A la sortie de Khulo, tout se gâte, plus de route, que de la terre encore quasi sèche, qui va se transformer en boue de 5 à 25 cm d’épaisseur. 3 heures de montées avec des effondrements de part et d’autres et des pelleteuses qui dégagent, des camions qui évacuent, des camionnettes, des gens qui voyagent dans ce chaos.
Le chaos d’un chantier inquiétant
Au fil du parcours cela devient pénible, alors que le paysage est grandiose, gorges, villages en bois, cultures étagées, nous comprenons que nous sommes au milieu d’un drame national. Le gouvernement géorgien a confié la reconstruction de la route principale Sud, Batoumi-Tbilissi, à une entreprise chinoise.
Et les choses ne se passent pas comme prévu. Curieusement, la surface asphaltée à été retirée sur 40-60 km, des ouvrages d’art soutènement des remblais avec des gabions (Caissons en grillages contenant des pierres) , passage de torrent. Tout est en cours de construction, rien n’est fini et ceci de 200 à 2’000 mètres d’altitude. Une météo super pluvieuse rend le chantier désespérant. Au vu des éboulements, nous décidons de dégager de la zone au plus vite, soit par le col de Goderhzi.
Une fin des travaux hypothétique
Rencontrés au hasard d’un virage , un ingénieur chinois chef du projet et son traducteur géorgien, semble hors de ses baskets. Les villageois sont résignés, les travaux durent depuis 2 ans et vont s’achever pour 2022, repoussés à 2024-26. Techniquement, ce que nous voyons est totalement déplorable. Aucun drainage, ni de surface, ni de profondeur. Gabions posés en surface à même la terre. Glissements de terrain en permanence, la forêt part avec à chaque pluie. Pas d’approche par lot, tout est entrepris sur toute la longueur de la route, y compris en traversée de village qui sont des champs de boue et sur les 25 km de descente côté Tbilissi, soit 100 km de chantier dantesque digne d’une traversée de mines à ciel ouvert, dans des conditions de sécurité déplorables pour les ouvriers et les voyageurs, chauffeurs, etc…
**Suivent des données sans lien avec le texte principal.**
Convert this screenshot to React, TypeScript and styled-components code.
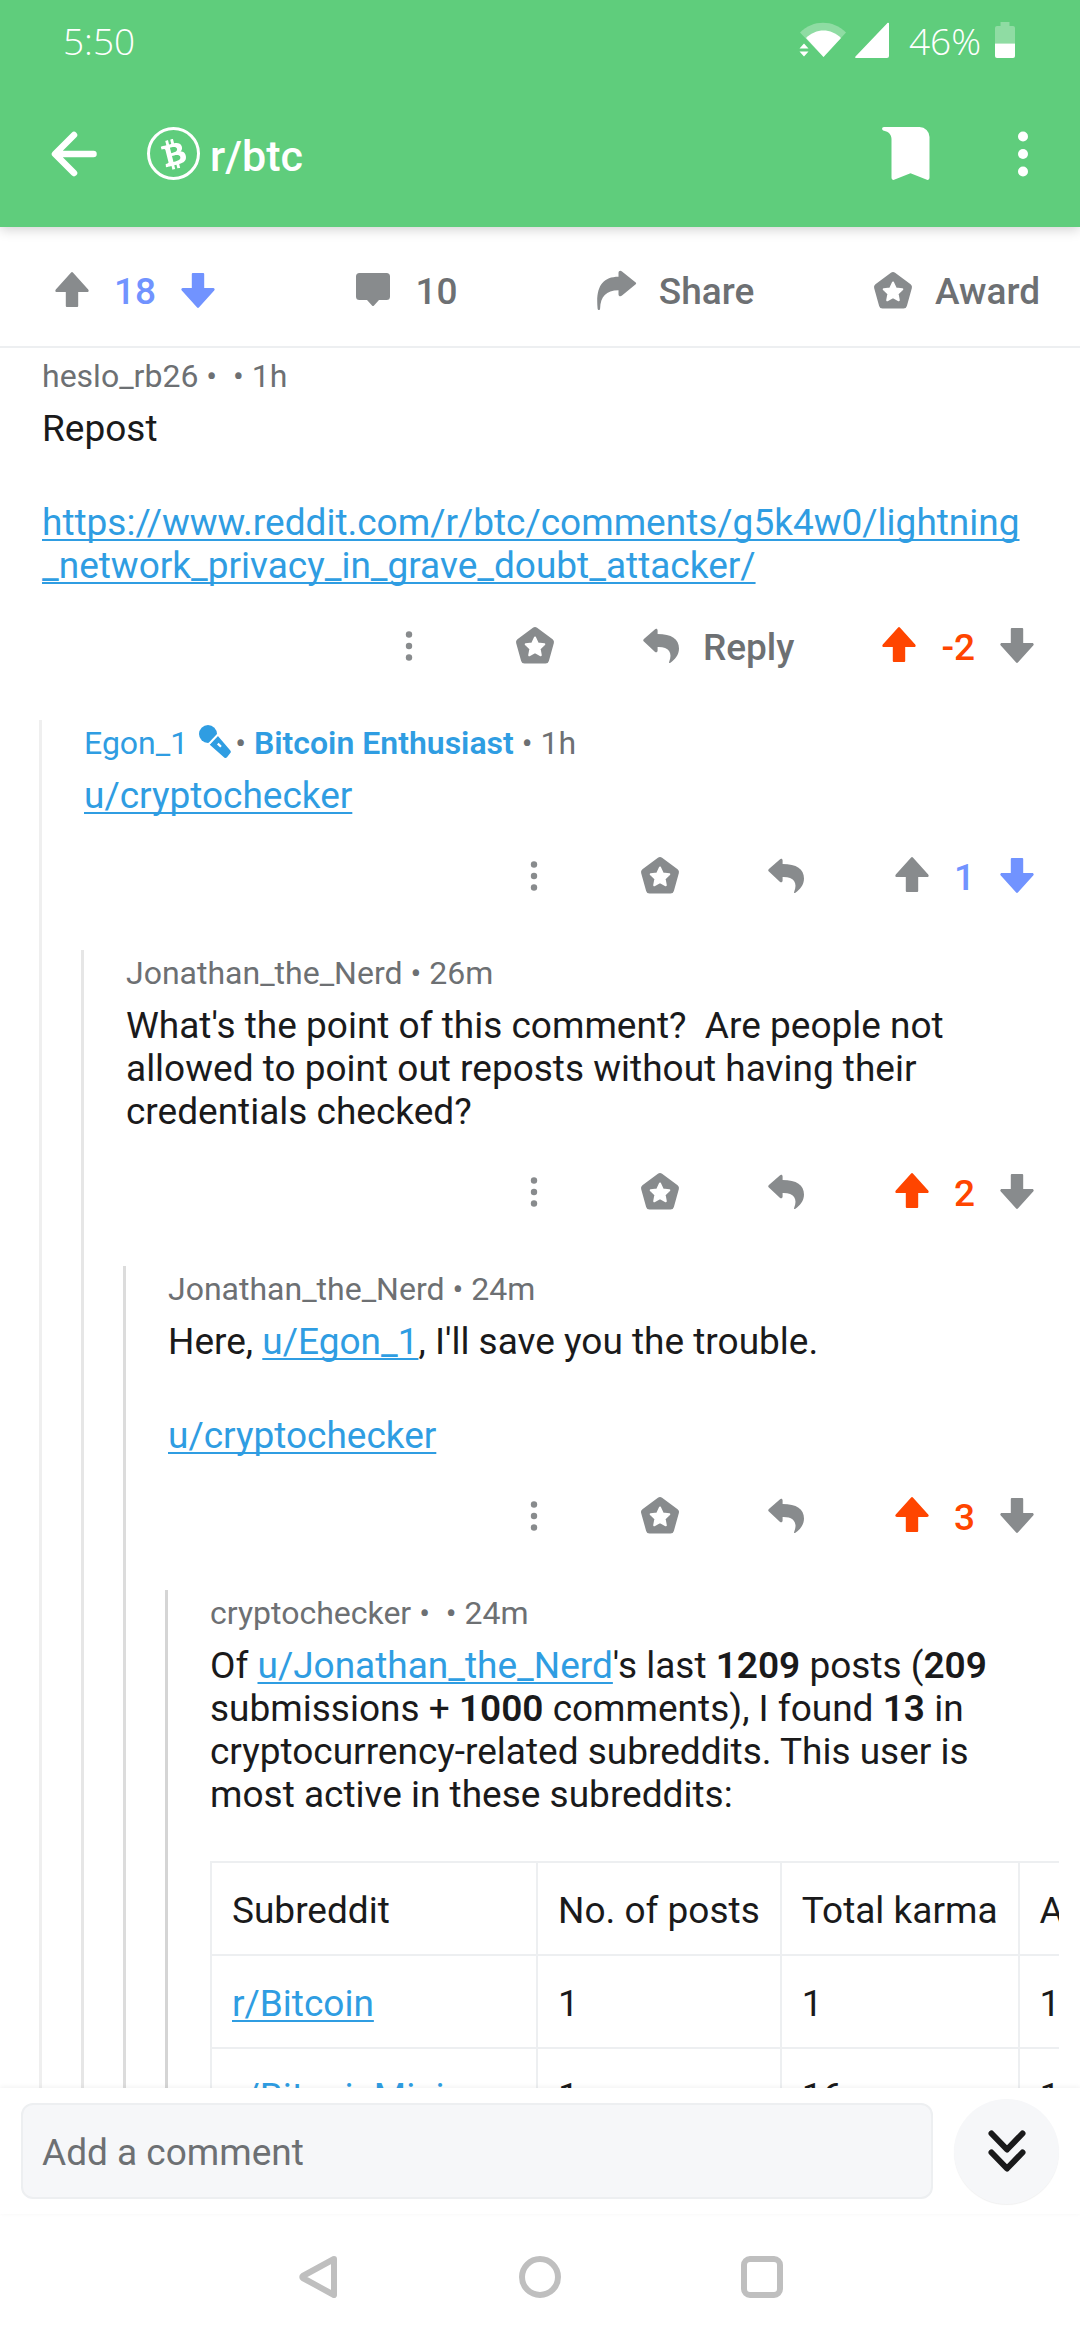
import React from "react";
import styled, { createGlobalStyle, css } from "styled-components";
import { FaBtc } from "react-icons/fa";

const color = {
  green: "#5fcd7c",
  ink: "#1a1a1b",
  meta: "#6d7073",
  icon: "#888b8d",
  link: "#2f9de2",
  up: "#ff4500",
  down: "#7193ff",
  line: "#edeff1",
  field: "#f6f7f9",
  nav: "#bfbfbf",
};

const GlobalStyle = createGlobalStyle`
  * { box-sizing: border-box; }
  body {
    margin: 0;
    background: #fff;
    color: ${color.ink};
    font-family: Roboto, "Noto Sans", sans-serif;
  }
`;

const Screen = styled.div`
  display: flex;
  flex-direction: column;
  height: 100vh;
  overflow: hidden;
`;

/* ---------- top ---------- */

const Header = styled.header`
  flex: none;
  position: relative;
  z-index: 1;
  background: ${color.green};
  color: #fff;
  box-shadow: 0 2px 12px rgba(0, 0, 0, 0.2);
`;

const StatusBar = styled.div`
  display: flex;
  align-items: center;
  justify-content: space-between;
  height: 80px;
  padding: 0 65px 0 63px;
  font-family: "Open Sans", "Noto Sans", sans-serif;
  font-weight: 350;
  font-size: 37px;
`;

const StatusIcons = styled.div`
  display: flex;
  align-items: center;
  gap: 8px;
`;

const BatteryLabel = styled.span`
  padding: 0 6px 0 12px;
`;

const Toolbar = styled.div`
  display: flex;
  align-items: center;
  height: 147px;
  padding: 0 26px 0 42px;
`;

const bareButton = css`
  display: flex;
  align-items: center;
  justify-content: center;
  margin: 0;
  padding: 0;
  border: 0;
  background: none;
  color: inherit;
  font: inherit;
`;

const ToolbarButton = styled.button`
  ${bareButton}
  width: 63px;
  height: 63px;
`;

const Community = styled.div`
  display: flex;
  flex: 1;
  align-items: center;
  gap: 10px;
  padding-left: 42px;
`;

const CommunityIcon = styled.span`
  display: flex;
  align-items: center;
  justify-content: center;
  width: 53px;
  height: 53px;
  border: 3px solid #fff;
  border-radius: 50%;
`;

const CommunityName = styled.h1`
  margin: 0;
  padding-top: 4px;
  font-size: 43px;
  font-weight: 500;
  line-height: 50px;
`;

const ToolbarActions = styled.div`
  display: flex;
  gap: 54px;
`;

/* ---------- post actions ---------- */

const PostBar = styled.div`
  flex: none;
  display: grid;
  grid-template-columns: repeat(4, minmax(0, 1fr));
  height: 121px;
  padding-top: 8px;
  border-bottom: 2px solid ${color.line};
  color: ${color.meta};
  font-size: 37px;
  font-weight: 500;
`;

const PostCell = styled.div<{ $end?: boolean }>`
  display: flex;
  align-items: center;
  justify-content: ${(p) => (p.$end ? "flex-end" : "center")};
  padding-right: ${(p) => (p.$end ? "40px" : "0")};
`;

const PostButton = styled.button`
  ${bareButton}
  gap: 21px;
`;

const Vote = styled.div`
  display: flex;
  align-items: center;
  gap: 21px;
`;

const VoteButton = styled.button<{ $tint?: string }>`
  ${bareButton}
  color: ${(p) => p.$tint ?? color.icon};
`;

const Label = styled.span`
  padding-top: 3px;
  line-height: 44px;
`;

const Score = styled(Label)<{ $tint: string }>`
  color: ${(p) => p.$tint};
`;

const Glyph = styled.svg`
  flex: none;
  display: block;
  fill: currentColor;
`;

const GrayGlyph = styled(Glyph)`
  color: ${color.icon};
`;

/* ---------- comments ---------- */

const Feed = styled.main`
  flex: 1 1 0;
  min-height: 0;
  overflow: hidden;
  padding-top: 5px;
`;

const depthLines = ["#efefef", "#e6e6e6", "#dcdcdc", "#d5d5d5"];

const Thread = styled.div<{ $depth: number }>`
  margin-left: 39px;
  border-left: 3px solid ${(p) => depthLines[p.$depth]};
`;

const CommentBox = styled.article`
  padding: 4px 42px 32px;
`;

const Meta = styled.div`
  display: flex;
  align-items: center;
  height: 38px;
  color: ${color.meta};
  font-size: 32px;
  line-height: 38px;
  white-space: pre;
`;

const OpAuthor = styled.span`
  display: flex;
  align-items: center;
  gap: 11px;
  padding-right: 4px;
  color: ${color.link};
`;

const Flair = styled.span`
  color: ${color.link};
  font-weight: 600;
`;

const Text = styled.div`
  display: flex;
  flex-direction: column;
  gap: 51px;
  margin-top: 12px;
  font-size: 37px;
  line-height: 43px;
`;

const Paragraph = styled.p`
  margin: 0;
  white-space: pre-wrap;
`;

const Link = styled.a`
  color: ${color.link};
  text-decoration: underline;
  text-decoration-thickness: 2px;
  text-decoration-skip-ink: none;
  text-underline-offset: 4px;
`;

const Strong = styled.strong`
  font-weight: 600;
`;

const CommentActions = styled.div`
  display: flex;
  justify-content: flex-end;
  align-items: center;
  height: 84px;
  margin-top: 17px;
  color: ${color.meta};
  font-size: 37px;
  font-weight: 500;
`;

const ActionButton = styled.button`
  ${bareButton}
  gap: 21px;
  height: 84px;
  padding: 0 42px;
`;

const CommentVote = styled(Vote)`
  padding-left: 42px;
`;

const TableScroll = styled.div`
  overflow: hidden;
  margin: 45px -21px 0 0;
`;

const Table = styled.table`
  border-collapse: collapse;
  font-size: 37px;
  line-height: 43px;
  white-space: nowrap;

  th,
  td {
    padding: 26px 20px 22px;
    border: 2px solid ${color.line};
    text-align: left;
    font-weight: 400;
  }

  th:first-child {
    min-width: 326px;
  }
`;

/* ---------- bottom ---------- */

const Composer = styled.form`
  flex: none;
  position: relative;
  z-index: 1;
  display: flex;
  align-items: center;
  gap: 21px;
  height: 126px;
  padding: 0 21px;
  background: #fff;
  box-shadow: 0 -1px 5px rgba(0, 0, 0, 0.06);
`;

const CommentField = styled.input`
  flex: 1;
  min-width: 0;
  height: 96px;
  padding: 2px 19px 0;
  border: 2px solid ${color.line};
  border-radius: 12px;
  background: ${color.field};
  color: ${color.ink};
  font: 400 37px Roboto, "Noto Sans", sans-serif;
  outline: none;

  &::placeholder {
    color: ${color.meta};
    opacity: 1;
  }
`;

const JumpButton = styled.button`
  ${bareButton}
  flex: none;
  width: 105px;
  height: 105px;
  border-radius: 50%;
  background: ${color.field};
  color: ${color.ink};
  box-shadow: 0 1px 1px rgba(0, 0, 0, 0.06);
`;

const NavBar = styled.nav`
  flex: none;
  display: flex;
  align-items: center;
  justify-content: center;
  gap: 180px;
  height: 126px;
  background: #fff;
  color: ${color.nav};
`;

const NavButton = styled.button`
  ${bareButton}
`;

/* ---------- icons ---------- */

const UpIcon = () => (
  <Glyph width="42" height="42" viewBox="0 0 42 42">
    <path d="M19.9 2.7a1.5 1.5 0 0 1 2.2 0L37.2 19.4c1 1.1.4 2.7-1.1 2.7H27.2V36a1 1 0 0 1-1 1H15.8a1 1 0 0 1-1-1V22.1H5.9c-1.5 0-2.1-1.6-1.1-2.7z" />
  </Glyph>
);

const DownIcon = () => (
  <Glyph width="42" height="42" viewBox="0 0 42 42">
    <path d="M19.9 37.3a1.5 1.5 0 0 0 2.2 0L37.2 20.6c1-1.1.4-2.7-1.1-2.7H27.2V4a1 1 0 0 0-1-1H15.8a1 1 0 0 0-1 1V17.9H5.9c-1.5 0-2.1 1.6-1.1 2.7z" />
  </Glyph>
);

const CommentIcon = () => (
  <GrayGlyph width="42" height="42" viewBox="0 0 42 42">
    <path d="M7.5 3h27A3.5 3.5 0 0 1 38 6.5V26.5A3.5 3.5 0 0 1 34.5 30H27l-5 5.4a1.4 1.4 0 0 1-2 0L15 30H7.5A3.5 3.5 0 0 1 4 26.5V6.5A3.5 3.5 0 0 1 7.5 3z" />
  </GrayGlyph>
);

const ShareIcon = () => (
  <GrayGlyph width="42" height="42" viewBox="0 0 42 42">
    <path d="M22.5 3c0-2.2 2-2.8 3.5-1.5L39.4 12.2c1 .8 1 1.6 0 2.4L26 25.6c-1.500 1.300-3.500.7-3.500-1.400V20.300C10 20.500 4.600 26.500 4.100 38.500c-.1 2-2.300 2-2.500 0C-.5 17.500 6 6.800 22.500 6.800z" />
  </GrayGlyph>
);

const ReplyIcon = () => (
  <GrayGlyph width="42" height="42" viewBox="0 0 42 42">
    <path d="M14.8 4.400c1.400-1.100 2.800-.5 2.800 1.200V9C31.500 9 39 14 39 23.500 39 30 35 34.500 30.400 37.800c-1 .7-1.700.2-1.200-1C33 27.500 28.500 21.600 17.600 22v3.500c0 1.700-1.400 2.300-2.800 1.200L3.900 16.600c-.9-.8-.9-1.800 0-2.600z" />
  </GrayGlyph>
);

const AwardIcon = () => (
  <GrayGlyph width="42" height="42" viewBox="0 0 42 42">
    <path
      d="M21 5.500 36.500 17 31.500 35H10.500L5.500 17z"
      stroke="currentColor"
      strokeWidth="7"
      strokeLinejoin="round"
    />
    <path
      d="M21 12.500l2.800 5.900 6.500.9-4.700 4.500 1.200 6.500L21 27.100l-5.800 3.200 1.200-6.500-4.700-4.500 6.500-.9z"
      fill="#fff"
      stroke="#fff"
      strokeWidth="2"
      strokeLinejoin="round"
    />
  </GrayGlyph>
);

const DotsIcon = () => (
  <GrayGlyph width="42" height="42" viewBox="0 0 42 42">
    <circle cx="21" cy="9.500" r="3.200" />
    <circle cx="21" cy="21" r="3.200" />
    <circle cx="21" cy="32.500" r="3.200" />
  </GrayGlyph>
);

const MicIcon = () => (
  <Glyph width="32" height="36" viewBox="0 0 32 36">
    <circle cx="9" cy="9" r="9" />
    <path d="M18.500 10.500 31.300 25.500a2 2 0 0 1 0 2.600L28 32.300a2 2 0 0 1-2.800.2L10.500 19.500z" />
    <path d="M19.500 9 8.500 20.500" stroke="#fff" strokeWidth="2" />
    <path d="M18.800 18.600l3.200 3.200" stroke="#fff" strokeWidth="2.200" />
  </Glyph>
);

/* ---------- comment parts ---------- */

type Direction = "up" | "down";

const VoteControls = ({ score, voted }: { score: string; voted: Direction }) => (
  <>
    <VoteButton aria-label="Upvote" $tint={voted === "up" ? color.up : undefined}>
      <UpIcon />
    </VoteButton>
    <Score $tint={color[voted]}>{score}</Score>
    <VoteButton aria-label="Downvote" $tint={voted === "down" ? color.down : undefined}>
      <DownIcon />
    </VoteButton>
  </>
);

type CommentProps = {
  meta: React.ReactNode;
  children: React.ReactNode;
  score?: string;
  voted?: Direction;
  replyLabel?: boolean;
};

const Comment = ({ meta, children, score, voted = "up", replyLabel }: CommentProps) => (
  <CommentBox>
    <Meta>{meta}</Meta>
    {children}
    {score && (
      <CommentActions>
        <ActionButton aria-label="More">
          <DotsIcon />
        </ActionButton>
        <ActionButton aria-label="Award">
          <AwardIcon />
        </ActionButton>
        <ActionButton aria-label="Reply">
          <ReplyIcon />
          {replyLabel && <Label>Reply</Label>}
        </ActionButton>
        <CommentVote>
          <VoteControls score={score} voted={voted} />
        </CommentVote>
      </CommentActions>
    )}
  </CommentBox>
);

const rows = [
  ["r/Bitcoin", "1", "1", "1"],
  ["r/BitcoinMining", "1", "16", "1"],
];

export default function App() {
  return (
    <Screen>
      <GlobalStyle />
      <Header>
        <StatusBar>
          <span>5:50</span>
          <StatusIcons>
            <Glyph width="48" height="36" viewBox="0 0 48 36">
              <path d="M1 10.500C14-2.500 34-2.500 47 10.500L24.500 35z" opacity=".3" />
              <path d="M7 16C17 6 32 6 42 16L24.500 35z" />
              <path d="M.5 26.500 5 21.500l4.500 5zM.5 29.500h9L5 34.500z" />
            </Glyph>
            <Glyph width="34" height="36" viewBox="0 0 34 36">
              <path d="M.5 34.500 32 1.500a1 1 0 0 1 2 .5V34a2 2 0 0 1-2 2H1c-1 0-1.200-.8-.5-1.500z" />
            </Glyph>
            <BatteryLabel>46%</BatteryLabel>
            <Glyph width="20" height="36" viewBox="0 0 20 36">
              <path d="M5.500 0h9v4H18a2 2 0 0 1 2 2v15.500H0V6a2 2 0 0 1 2-2h3.500z" opacity=".3" />
              <path d="M0 21.500h20V34a2 2 0 0 1-2 2H2a2 2 0 0 1-2-2z" />
            </Glyph>
          </StatusIcons>
        </StatusBar>
        <Toolbar>
          <ToolbarButton aria-label="Back">
            <Glyph width="46" height="46" viewBox="0 0 46 46">
              <path
                d="M23 4 4 23l19 19M4.500 23H42.500"
                fill="none"
                stroke="currentColor"
                strokeWidth="6.500"
                strokeLinecap="round"
                strokeLinejoin="round"
              />
            </Glyph>
          </ToolbarButton>
          <Community>
            <CommunityIcon>
              <FaBtc size={30} transform="rotate(-14)" />
            </CommunityIcon>
            <CommunityName>r/btc</CommunityName>
          </Community>
          <ToolbarActions>
            <ToolbarButton aria-label="Save">
              <Glyph width="48" height="53" viewBox="0 0 48 53">
                <path d="M2 0H37.500A10 10 0 0 1 47.500 10V50.500c0 2-1.500 2.900-3.200 2.100L28.500 46.200 12.700 52.600C11 53.400 9.500 52.500 9.500 50.500V12C9.500 7.500 6.500 4.500 2 3.700-.5 3.200-.5 0 2 0z" />
              </Glyph>
            </ToolbarButton>
            <ToolbarButton aria-label="Menu">
              <Glyph width="46" height="46" viewBox="0 0 46 46">
                <circle cx="23" cy="5.500" r="5" />
                <circle cx="23" cy="23" r="5" />
                <circle cx="23" cy="40.500" r="5" />
              </Glyph>
            </ToolbarButton>
          </ToolbarActions>
        </Toolbar>
      </Header>

      <PostBar>
        <PostCell>
          <Vote>
            <VoteControls score="18" voted="down" />
          </Vote>
        </PostCell>
        <PostCell>
          <PostButton>
            <CommentIcon />
            <Label>10</Label>
          </PostButton>
        </PostCell>
        <PostCell>
          <PostButton>
            <ShareIcon />
            <Label>Share</Label>
          </PostButton>
        </PostCell>
        <PostCell $end>
          <PostButton>
            <AwardIcon />
            <Label>Award</Label>
          </PostButton>
        </PostCell>
      </PostBar>

      <Feed>
        <Comment meta="heslo_rb26 •  • 1h" score="-2" replyLabel>
          <Text>
            <Paragraph>Repost</Paragraph>
            <Paragraph>
              <Link href="#lightning">
                https://www.reddit.com/r/btc/comments/g5k4w0/lightning
                <wbr />
                _network_privacy_in_grave_doubt_attacker/
              </Link>
            </Paragraph>
          </Text>
        </Comment>
        <Thread $depth={0}>
          <Comment
            meta={
              <>
                <OpAuthor>
                  Egon_1
                  <MicIcon />
                </OpAuthor>
                {"• "}
                <Flair>Bitcoin Enthusiast</Flair>
                {" • 1h"}
              </>
            }
            score="1"
            voted="down"
          >
            <Text>
              <Paragraph>
                <Link href="#cryptochecker">u/cryptochecker</Link>
              </Paragraph>
            </Text>
          </Comment>
          <Thread $depth={1}>
            <Comment meta="Jonathan_the_Nerd • 26m" score="2">
              <Text>
                <Paragraph>
                  {"What's the point of this comment?  Are people not allowed to point out reposts without having their credentials checked?"}
                </Paragraph>
              </Text>
            </Comment>
            <Thread $depth={2}>
              <Comment meta="Jonathan_the_Nerd • 24m" score="3">
                <Text>
                  <Paragraph>
                    Here, <Link href="#egon">u/Egon_1</Link>, I'll save you the trouble.
                  </Paragraph>
                  <Paragraph>
                    <Link href="#cryptochecker">u/cryptochecker</Link>
                  </Paragraph>
                </Text>
              </Comment>
              <Thread $depth={3}>
                <Comment meta="cryptochecker •  • 24m">
                  <Text>
                    <Paragraph>
                      Of <Link href="#jonathan">u/Jonathan_the_Nerd</Link>'s last <Strong>1209</Strong> posts (
                      <Strong>209</Strong> submissions + <Strong>1000</Strong> comments), I found{" "}
                      <Strong>13</Strong> in cryptocurrency-related subreddits. This user is most active in these
                      subreddits:
                    </Paragraph>
                  </Text>
                  <TableScroll>
                    <Table>
                      <thead>
                        <tr>
                          <th>Subreddit</th>
                          <th>No. of posts</th>
                          <th>Total karma</th>
                          <th>Average</th>
                        </tr>
                      </thead>
                      <tbody>
                        {rows.map(([name, posts, total, average]) => (
                          <tr key={name}>
                            <td>
                              <Link href="#subreddit">{name}</Link>
                            </td>
                            <td>{posts}</td>
                            <td>{total}</td>
                            <td>{average}</td>
                          </tr>
                        ))}
                      </tbody>
                    </Table>
                  </TableScroll>
                </Comment>
              </Thread>
            </Thread>
          </Thread>
        </Thread>
      </Feed>

      <Composer onSubmit={(e) => e.preventDefault()}>
        <CommentField type="text" aria-label="Add a comment" placeholder="Add a comment" />
        <JumpButton type="button" aria-label="Next comment">
          <Glyph width="42" height="44" viewBox="0 0 42 44">
            <path
              d="M5.500 4.500 21 20.500 36.500 4.500M5.500 23.500 21 39.500 36.500 23.500"
              fill="none"
              stroke="currentColor"
              strokeWidth="6"
              strokeLinecap="round"
              strokeLinejoin="round"
            />
          </Glyph>
        </JumpButton>
      </Composer>
      <NavBar>
        <NavButton aria-label="Back">
          <Glyph width="42" height="42" viewBox="0 0 42 42">
            <path
              d="M37 3 5.800 20a1.200 1.200 0 0 0 0 2L37 39z"
              fill="none"
              stroke="currentColor"
              strokeWidth="6"
              strokeLinejoin="round"
            />
          </Glyph>
        </NavButton>
        <NavButton aria-label="Home">
          <Glyph width="42" height="42" viewBox="0 0 42 42">
            <circle cx="21" cy="21" r="18" fill="none" stroke="currentColor" strokeWidth="6" />
          </Glyph>
        </NavButton>
        <NavButton aria-label="Recents">
          <Glyph width="42" height="42" viewBox="0 0 42 42">
            <rect x="3" y="3" width="36" height="36" rx="6" fill="none" stroke="currentColor" strokeWidth="6" />
          </Glyph>
        </NavButton>
      </NavBar>
    </Screen>
  );
}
Nous n’avons pas écouté les conseils d’un baroudeur autrichien qui descendait avec son 4X4
Un convoi de baroudeurs 4×4 de type Paris Dakar, croisé , eux en descente, nous a bien parlé de boue impossible à surmonter , mais nous ne l’avons pas imaginé, car à ce moment là, le sol était sec. et puis , depuis 6 mois, nous rencontrons tous les jours des gens qui nous disent que faire du vélo est impossible (chaud, froid, altitudes..). Vers 1200m, nous surmontons plusieurs passages boueux et pensons être sortis d’affaires. Cécile éclate son pneu arrière sur une pierre cachée sous la boue. Heureusement, réparation à proximité d’une fontaine qui nous permet de voir rapidement le problème. Nous repartons et constatons qu’il nous a fallu 1 heure pour monter de 100 m et qu’il pleut.
Nous abandonnons à 1300 m d’altitude, 15 km de l’objectif final. Gentiment des villageois négocient pour nous notre évacuation par un camion léger. Nous aurons juste le temps de nettoyer nos vélos et matériels méconnaissables sous la boue.
Une station de ski en devenir
19h30, en pleine nuit, brouillard mouillé, 5-10 degrés, 2’000 m d’altitude avec un petit vent, nos sommes débarqués dans ce que nous croyons être « le Verbier local ». Toujours optimistes. On nous indique une route dans le bouillard où nous trouverons un refuge avec une chambre sèche et des draps, une douche, le luxe. Rien à manger, il faudrait repartir sous la pluie….. On tape dans les réserves de fruits secs.
Le lendemain sera consacré au jardin botanique perché au col, et à la redescente dans une piste tout aussi impraticable.